While the tracks, flight gimmick, and items are not much to get excited about, Banjo Pilot houses a large amount of modes to keep players soaring the (un)friendly skies. There are four different Grand Prix modes that can be unlocked. Generally, each one consists of four races with the winning racer being the one who earns the most points by the end. After a set of four races and a successful win, you are engaged in an aerial dogfight along a linear path with a boss character. The first combatant to empty the other's health gauge is the winner. 

Alongside the Grand Prix mode is a mode called Jiggy Challenge, where you're tasked with collecting six golden jigsaw pieces sprinkled along each track as well as needing to beat an AI racer at the same time. With 32 tracks to do so, 16 standard tracks and 16 reversed, this is a mode that will take some time to complete, but the reward (the best character in the game) is well worth it.

The skies are quite crowded in Jolly Roger's Bay.
Banjo Pilot looks wonderfully colorful and has impressive Mode 7 graphics. The backgrounds are the true highlight of the game, offering such a diverse amount of eye candy in such brilliant detail. The music is no doubt a byproduct of the game when it was known as Diddy Kong Pilot, most notably so when you hear the character select music. It has plenty of chimp oohs and eeks to it. 

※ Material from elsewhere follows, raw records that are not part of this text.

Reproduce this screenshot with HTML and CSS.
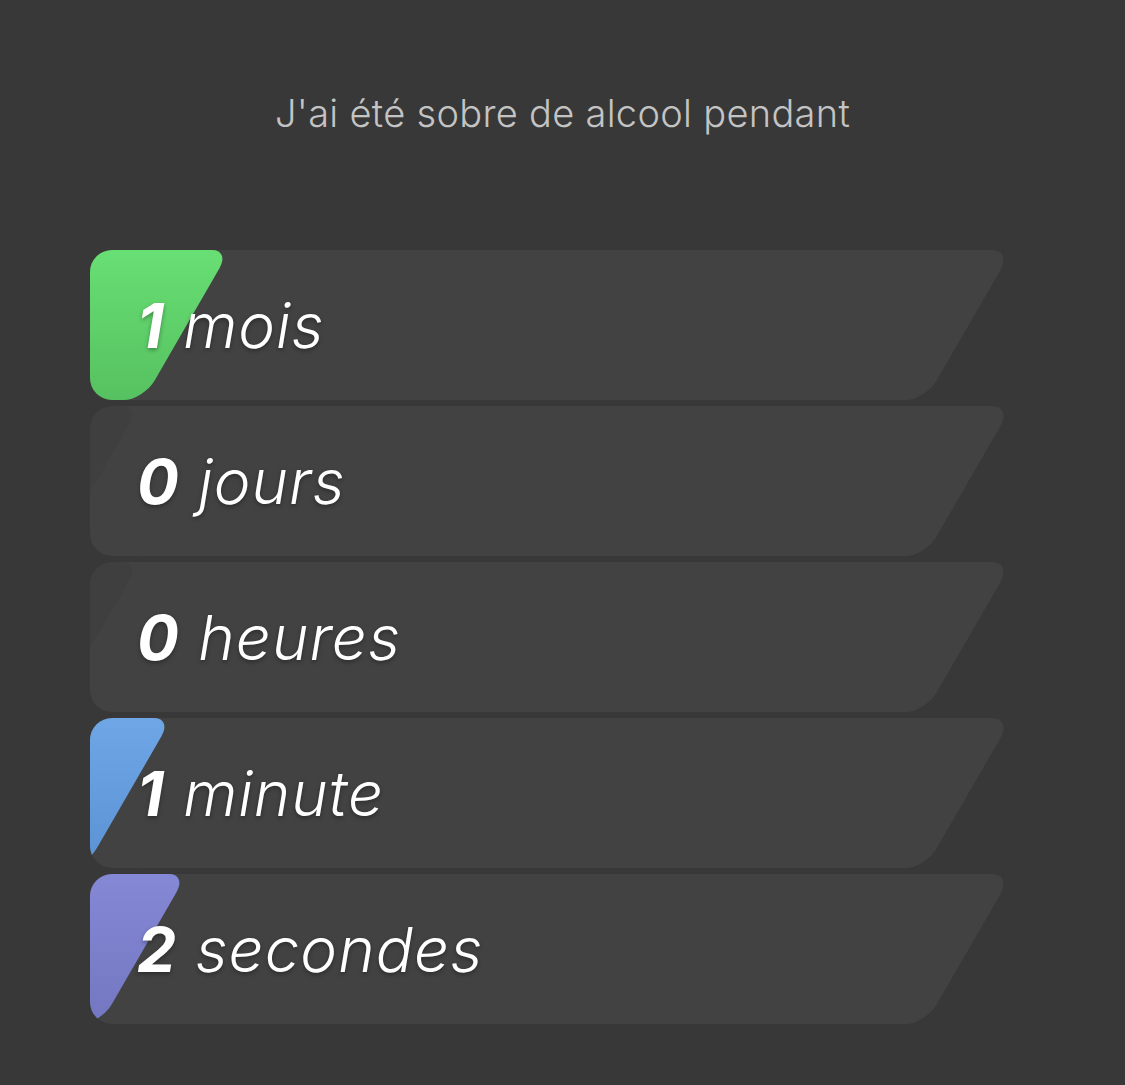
FILE: index.html
```html
<!DOCTYPE html>
<html lang="fr">
  <head>
    <meta charset="UTF-8">
    <meta name="viewport" content="width=device-width, initial-scale=1.0">
    <title>Sobriété</title>
    <link rel="stylesheet" href="styles.css">
  </head>
<body>
  <div class="ecran">
    <p class="titre">J'ai été sobre de alcool pendant</p>

    <div class="compteurs">
      <div class="ligne">
        <div class="remplissage-cadre"><div class="remplissage vert" style="width:140px"></div></div>
        <p class="valeur"><strong>1</strong> mois</p>
      </div>
      <div class="ligne">
        <div class="remplissage-cadre"><div class="remplissage vide" style="width:50px"></div></div>
        <p class="valeur"><strong>0</strong> jours</p>
      </div>
      <div class="ligne">
        <div class="remplissage-cadre"><div class="remplissage vide" style="width:50px"></div></div>
        <p class="valeur"><strong>0</strong> heures</p>
      </div>
      <div class="ligne">
        <div class="remplissage-cadre"><div class="remplissage bleu" style="width:82px"></div></div>
        <p class="valeur"><strong>1</strong> minute</p>
      </div>
      <div class="ligne">
        <div class="remplissage-cadre"><div class="remplissage violet" style="width:97px"></div></div>
        <p class="valeur"><strong>2</strong> secondes</p>
      </div>
    </div>
  </div>
</body>
</html>
```

FILE: styles.css
```css
:root {
  --color-fondo: #383838;
  --color-ligne: #424242;
  --color-titre: #c4c4c4;
  --inclinaison: -30deg;
}

body {
  margin: 0;
  background-color: var(--color-fondo);
  font-family: Inter, "Noto Sans", sans-serif;
  color: white;
}

.ecran {
  padding: 88px 0 60px 90px;
}

.titre {
  margin: 0 90px 0 0;
  text-align: center;
  font-size: 38px;
  font-weight: 300;
  line-height: 50px;
  color: var(--color-titre);
  letter-spacing: 0.3px;
}

.compteurs {
  display: flex;
  flex-direction: column;
  gap: 6px;
  width: 922px;
  margin-top: 112px;
}

.ligne {
  position: relative;
  height: 150px;
  display: flex;
  align-items: center;
}

/* fond : rectangle a gauche + parallelogramme a droite */
.ligne::before,
.ligne::after {
  content: "";
  position: absolute;
  top: 0;
  bottom: 0;
  background-color: var(--color-ligne);
  z-index: 0;
}

.ligne::before {
  left: 0;
  width: 220px;
  border-radius: 22px 0 0 22px;
}

.ligne::after {
  left: 120px;
  right: 0;
  border-radius: 20px;
  transform: skewX(var(--inclinaison));
  transform-origin: top left;
}

.remplissage-cadre {
  position: absolute;
  inset: 0;
  overflow: hidden;
  border-radius: 22px 0 0 22px;
  z-index: 1;
}

.remplissage {
  position: absolute;
  top: 0;
  bottom: 0;
  left: 0;
  border-radius: 0 18px 20px 0;
  transform: skewX(var(--inclinaison));
  transform-origin: top left;
}

.remplissage::before {
  content: "";
  position: absolute;
  top: 0;
  bottom: 0;
  right: 100%;
  width: 120px;
  background: inherit;
}

.remplissage.vert {
  background: linear-gradient(#68df74, #56c160);
}

.remplissage.bleu {
  background: linear-gradient(#6fa6e6, #5a92d4);
}

.remplissage.violet {
  background: linear-gradient(#8588d5, #7376c0);
}

.remplissage.vide {
  background: rgba(0, 0, 0, 0.04);
}

.valeur {
  position: relative;
  z-index: 2;
  margin: 1px 0 0 47px;
  font-family: Inter, "Noto Sans", sans-serif;
  font-size: 62px;
  font-style: italic;
  font-weight: 300;
  letter-spacing: 1px;
  text-shadow: 0 2px 4px rgba(0, 0, 0, 0.35);
}

.valeur strong {
  font-weight: 700;
}
```
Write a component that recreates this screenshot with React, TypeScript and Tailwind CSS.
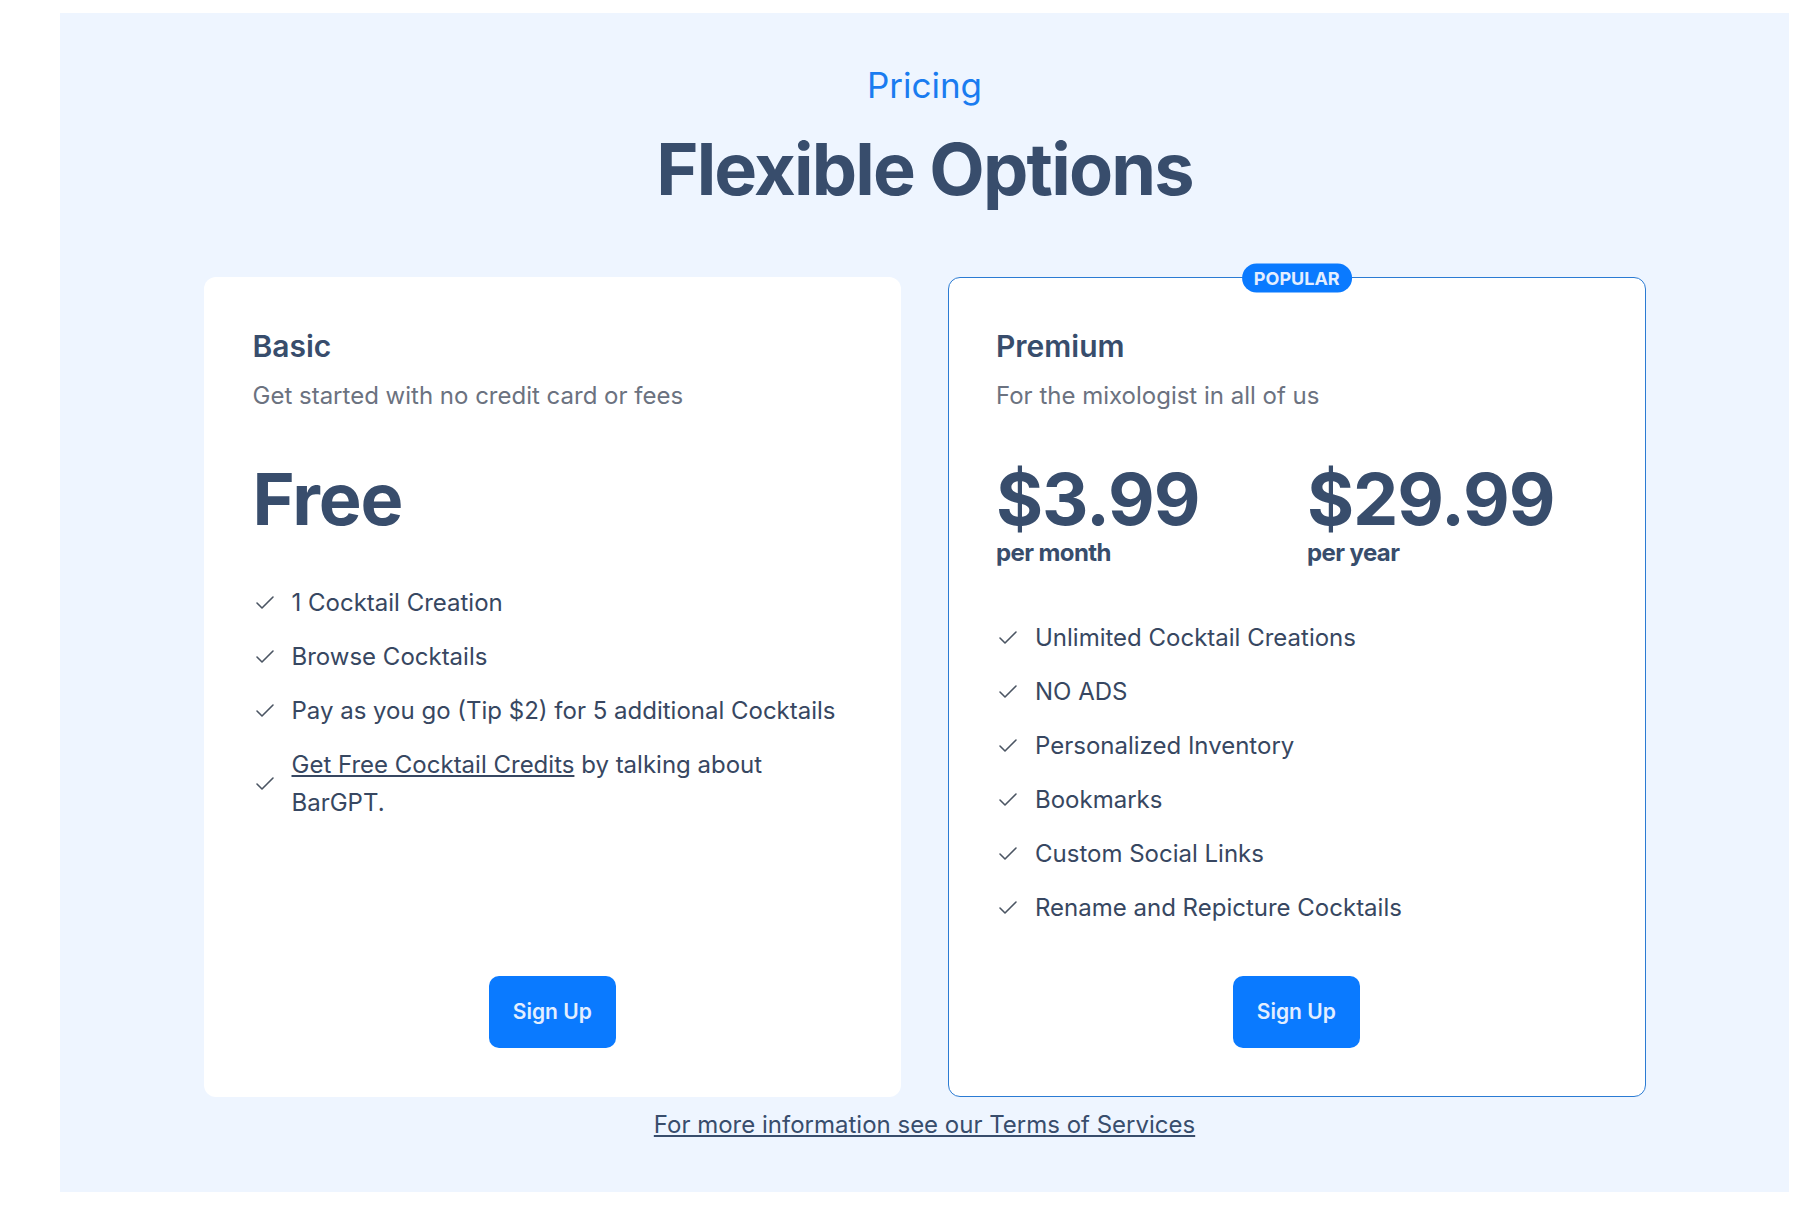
import React from "react";
import { Check } from "lucide-react";

const font = { fontFamily: "Inter, 'Noto Sans', sans-serif" };

function Feature({ children }: { children: React.ReactNode }) {
  return (
    <li className="flex items-center gap-[15px]">
      <Check size={24} strokeWidth={1.6} className="shrink-0 text-[#4b5563]" />
      <span className="text-[24px] leading-[38px] text-[#374761]">{children}</span>
    </li>
  );
}

function SignUp() {
  return (
    <div className="mt-auto flex justify-center pt-[49px]">
      <button className="h-[72px] rounded-[10px] bg-[#0a7aff] px-6 text-[21px] font-semibold text-[#e3eeff]">
        Sign Up
      </button>
    </div>
  );
}

export default function App() {
  return (
    <div className="min-h-screen bg-white pt-[13px] pl-[60px] pr-[18px] pb-[33px]" style={font}>
      <section className="flex flex-col items-center bg-[#eef5ff] pt-[52px] pb-[51px]">
        <p className="text-[35px] leading-[40px] text-[#1a7cf0]">Pricing</p>
        <h1 className="mt-[28px] text-[72px] font-bold leading-[72px] tracking-tight text-[#384d6c]">
          Flexible Options
        </h1>

        <div className="mt-[72px] grid w-[1442px] grid-cols-2 gap-[47px]">
          {/* Basic */}
          <div className="flex flex-col rounded-xl border border-transparent bg-white p-12">
            <h3 className="text-[30px] font-semibold leading-[40px] text-[#384d6c]">Basic</h3>
            <p className="mt-[14px] text-[24px] leading-[32px] text-[#6b7280]">
              Get started with no credit card or fees
            </p>
            <div className="mt-[51px] text-[72px] font-bold leading-[72px] tracking-[-0.015em] text-[#384d6c]">
              Free
            </div>
            <ul className="mt-[49px] flex flex-col gap-4">
              <Feature>1 Cocktail Creation</Feature>
              <Feature>Browse Cocktails</Feature>
              <Feature>Pay as you go (Tip $2) for 5 additional Cocktails</Feature>
              <Feature>
                <a href="#" className="underline underline-offset-2">
                  Get Free Cocktail Credits
                </a>{" "}
                by talking about BarGPT.
              </Feature>
            </ul>
            <SignUp />
          </div>

          {/* Premium */}
          <div className="relative flex flex-col rounded-xl border border-[#2b7bd3] bg-white p-12 pl-[47px]">
            <div className="absolute left-1/2 top-0 -translate-x-1/2 -translate-y-1/2 rounded-full bg-[#0a7aff] px-3 py-[4px] text-[18px] font-bold leading-[21px] text-[#e3eeff]">
              POPULAR
            </div>
            <h3 className="text-[30px] font-semibold leading-[40px] text-[#384d6c]">Premium</h3>
            <p className="mt-[14px] text-[24px] leading-[32px] text-[#6b7280]">
              For the mixologist in all of us
            </p>
            <div className="mt-[51px] flex">
              <div className="w-[311px]">
                <div className="text-[72px] font-bold leading-[72px] tracking-[-0.015em] text-[#384d6c]">$3.99</div>
                <div className="mt-[3px] text-[24px] font-bold leading-[30px] tracking-tight text-[#384d6c]">per month</div>
              </div>
              <div>
                <div className="text-[72px] font-bold leading-[72px] tracking-[-0.015em] text-[#384d6c]">$29.99</div>
                <div className="mt-[3px] text-[24px] font-bold leading-[30px] tracking-tight text-[#384d6c]">per year</div>
              </div>
            </div>
            <ul className="mt-[51px] flex flex-col gap-4">
              <Feature>Unlimited Cocktail Creations</Feature>
              <Feature>NO ADS</Feature>
              <Feature>Personalized Inventory</Feature>
              <Feature>Bookmarks</Feature>
              <Feature>Custom Social Links</Feature>
              <Feature>Rename and Repicture Cocktails</Feature>
            </ul>
            <SignUp />
          </div>
        </div>

        <a href="#" className="mt-[12px] text-[24px] leading-[32px] text-[#384d6c] underline underline-offset-2">
          For more information see our Terms of Services
        </a>
      </section>
    </div>
  );
}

Thus, you have a game that might not be the most innovative or one with physics that are the greatest on the platform, but you have a content-rich racer that will last solo gamers a good while, at least more than similar games on the Game Boy Advance. While there are some frustrations like annoying rubber-band AI and repetitive track design, Banjo Pilot can be considered a good prospect for fans of arcade racing. It may not have been worth the five year wait, but at least Banjo and friends didn't receive a crash landing.